From outside Germany, Ms Angela Merkel has long looked invincible. She has come to symbolise German politics as Ms Margaret Thatcher once did Britain's. But on Monday she saw her centre-right coalition narrowly ousted by the opposition centre-left in a regional election that shifts the balance of power in Germany and could have profound implications for her chances of re-election in September.
She told a press conference in Berlin that the result in Lower Saxony was "emotionally difficult" to deal with after the "rollercoaster" expectation that the Christian Democrat and liberal Free Democrat (FDP) coalition led by the half-Scottish David McAllister would narrowly succeed.

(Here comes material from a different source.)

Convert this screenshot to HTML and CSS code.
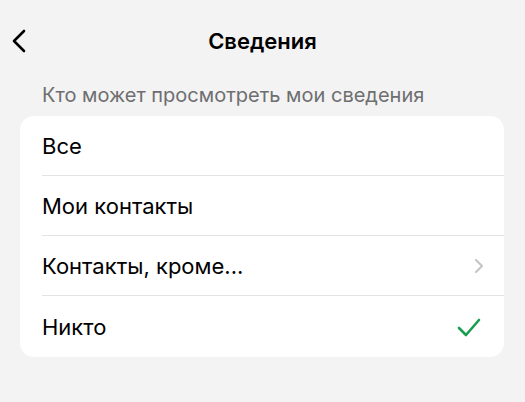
FILE: index.html
```html
<!DOCTYPE html>
<html lang="ru">
<head>
<meta charset="utf-8">
<link rel="stylesheet" href="styles.css">
</head>
<body>
<div class="screen">
  <header class="nav">
    <span class="back">
      <svg width="16" height="24" viewBox="0 0 16 24"><path d="M13 2 L3 12 L13 22" fill="none" stroke="#000" stroke-width="2.6" stroke-linecap="round" stroke-linejoin="round"/></svg>
    </span>
    <h1 class="title">Сведения</h1>
  </header>
  <div class="caption">Кто может просмотреть мои сведения</div>
  <ul class="card">
    <li class="row"><span>Все</span></li>
    <li class="row"><span>Мои контакты</span></li>
    <li class="row"><span>Контакты, кроме...</span>
      <svg class="chev" width="10" height="16" viewBox="0 0 10 16"><path d="M2 2 L8 8 L2 14" fill="none" stroke="#c4c4c6" stroke-width="2" stroke-linecap="round" stroke-linejoin="round"/></svg>
    </li>
    <li class="row"><span>Никто</span>
      <svg class="check" width="24" height="20" viewBox="0 0 24 20"><path d="M2 10 L9 17 L22 2" fill="none" stroke="#1a9d4f" stroke-width="2.6" stroke-linecap="round" stroke-linejoin="round"/></svg>
    </li>
  </ul>
</div>
</body>
</html>
```
FILE: styles.css
```css
* { box-sizing: border-box; }
html, body { margin: 0; padding: 0; }
body {
  background: #f3f3f3;
  font-family: "Inter", "Roboto", "Liberation Sans", sans-serif;
  color: #000;
  width: 525px;
  height: 402px;
  overflow: hidden;
}
.screen { padding: 0 20px 0 20px; }
.nav {
  position: relative;
  height: 84px;
  display: flex;
  align-items: center;
  justify-content: center;
  padding-bottom: 2px;
}
.back {
  position: absolute;
  left: -9px;
  top: 29px;
  display: flex;
}
.title {
  margin: 0;
  font-size: 22px;
  font-weight: 600;
  padding-left: 0;
}
.caption {
  color: #6e6e70;
  font-size: 20px;
  padding-left: 22px;
  height: 32px;
  line-height: 22px;
}
.card {
  list-style: none;
  margin: 0;
  padding: 0 0 0 22px;
  background: #fff;
  border-radius: 14px;
  width: 484px;
}
.row {
  height: 60px;
  display: flex;
  align-items: center;
  justify-content: space-between;
  font-size: 22px;
  border-bottom: 1px solid #e3e3e5;
  padding-right: 22px;
}
.row:last-child { border-bottom: none; height: 61px; }
.chev { margin-right: -2px; }
.check { margin-right: 1px; margin-top: 2px; }
```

It is a blow to her hopes for a third term in office, and as the 12 consecutive defeat for her party at state level it will give the centre-left a majority in the upper house, allowing the opposition to block major legislation or initiate laws that could make Ms Merkel's life extremely difficult.
Mr Gerd Langguth, Merkel's biographer and a political scientist at Bonn University, called the election "a veritable wake-up call" for Merkel. "While she still has a definite majority at the federal level, and she can still be re-elected, this has taken the wind out of her sails somewhat," he said.
The election proved to be one of the most nail-biting German polls in recent years, with results initially indicating Mr McAllister's coalition had succeeded by one seat, then suggesting a dead-heat, and finally showing that the Social Democrats and Greens had secured 68 seats in the Hanover parliament, one more than the incumbents. The biggest shock was the FDP's ability to come from nearly failing to get even the minimum 5% needed to get into parliament, to secure almost 10%.
That was the result of tactical voting by CDU supporters anxious to see the centre-right alliance survive, but came at the expense of Merkel's party, whose support fell by six points to 36%.
Analysts said 100,000 CDU voters had given their votes to the FDP. The FDP leadership was nevertheless in celebratory mood. It rejected an offer to resign by party leader Philipp Rosler, who had been widely expected to go, but signalled a change in its election strategy by naming veteran Rainer Bruderle as its new main candidate.
"The CDU will, I'm sure, stress their independence far more and fight for every vote," said Oskar Niedermayer, of Berlin's Free University. "Far more important than switching votes between parties, which is merely a redistribution of them, would be for the parties to have stronger campaigns that mobilise voters far more."
Mr McAllister announced he would not lead his party in opposition. He is likely to take some blame for supporters' tactical voting after strongly hinting to CDU voters that they should give one of their two votes to the FDP. He had been expected to get a place on the national stage if his party failed to be re-elected due to a poor FDP performance. Shocked CDU leaders huddled together on Monday to rethink the plan to focus on Ms Merkel's personality.
The Lower Saxony election was very much a personality-led race, pitting the charismatic Mr McAllister - whose unique selling point, his Scottishness, was played to the hilt - against the wooden SPD candidate, Mr Stephan Weil. Bagpipes and talk of Scots' thriftiness shaped Mr McAllister's rallies, and Ms Merkel was brought in to support him, earning him the nickname "Merkel's Mac" and heightening speculation that he might succeed her. That did not stop Ms Merkel giving Mr McAllister her full backing yesterday, as she called him "one of the best and most able heads of the CDU".
The biggest single winner of the night was the Green party, which won 13.7%, its best ever result in the state.